The electrolyte containing material on the anode side of the Li-ion battery 100, or negative electrode, may be made from materials described above, namely graphitic microbeads dispersed in a polymer matrix. Additionally, microbeads of silicon, tin, or lithium titanate (Li4Ti5O12) may be used with, or instead of, graphitic microbeads to provide the conductive core anode material.
At block 202, a deposition mixture is formed by combining at least one of a lithium containing precursor, an organic solvent, an iron containing precursor, and a phosphate containing precursor. In certain embodiments, it should be understood that one precursor may take the place of two separate precursors. For example, LiH2PO4 may serve as both the lithium containing precursor and the phosphate containing precursor. In one embodiment, the lithium containing precursor is selected from the group comprising, consisting of, or consisting essentially of: LiH2PO4, LiOH, LiNO3, LiCH3COO, LiCl, Li2SO4, Li3PO4, Li(C5H8O2), and combinations thereof. In one embodiment, the organic solvent is selected from the group comprising, consisting of, or consisting essentially of: water, diethylene glycol, ethylene glycol, dimethyl sulfoxide (DMSO), polyethylene glycol (PEG), other similar organic solvents, and combinations thereof. In one embodiment, the iron containing precursor is selected from the group comprising, consisting of, or consisting essentially of: iron (III) acetate (Fe(CH3COO)3), iron (II) acetate (Fe(CH3COO)2), iron (II) sulfate (FeSO4), iron (III) chloride (FeCl3), and combinations thereof. In one embodiment, the phosphate containing precursor is selected from the group comprising, consisting of, or consisting essentially of: ammonium phosphate ((NH4)3PO4)), ((NH4)2HPO4), ((NH4)2H2(PO4)), phosphoric acid (H3PO4), and combinations thereof. In certain embodiments, it should be understood that process conditions including, for example, the order of precursor mixing, the rate of mixing, the temperature of the time of mixing, etc., may affect the morphology of the as-deposited LiFePO4 leading to different battery performance.
In one embodiment, the deposition mixture further comprises a carbon containing precursor. In one embodiment, the carbon containing precursor is a sugar. In one embodiment, the carbon containing precursor is selected from the group comprising, consisting of, or consisting essentially of: glucose (C6H12O6), ascorbic acid (C6H8O6), sucrose (C12H22O11), fructose (C6H12O6), and combinations thereof. In one embodiment, the carbon containing precursor is supplied as a separate precursor that is combined with the deposition mixture after formation of initial deposition mixture. For example, during microwave assisted hydrothermal synthesis, a deposition mixture comprising the a lithium containing precursor, an organic solvent, an iron containing precursor, and a phosphate containing precursor is exposed to the carbon containing precursor during a hydrothermal carbonization reaction to form a carbon nanocoating on the LiFePO4 particles.
In one embodiment, the deposition mixture further comprises a surfactant for controlling particle size.
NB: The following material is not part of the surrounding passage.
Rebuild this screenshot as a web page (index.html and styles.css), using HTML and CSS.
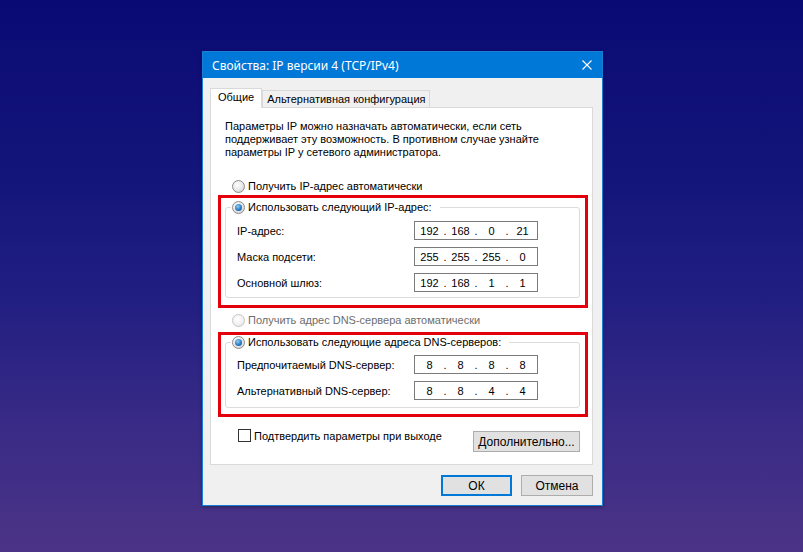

In one embodiment, the surfactant is a carbon containing compound which serves as the carbon containing precursor. In one embodiment, the surfactant is a cationic surfactant, for example, cetyltrimethylammonium bromide ((C16H33)N(CH3)3Br) (CTAB). In one embodiment, the surfactant is selected from the group comprising, consisting of, or consisting essentially of: sodium lauryl sulfate (C12H25SO4Na) and ammonium lauryl sulfate (CH3(CH2)10CH2OSO3NH4), cationic surfactants, cetyltrimethylammonium bromide ((C16H33)N(CH3)3Br) (CTAB), oleic acid, ascorbic acid, hydrazine, sugar, and combinations thereof.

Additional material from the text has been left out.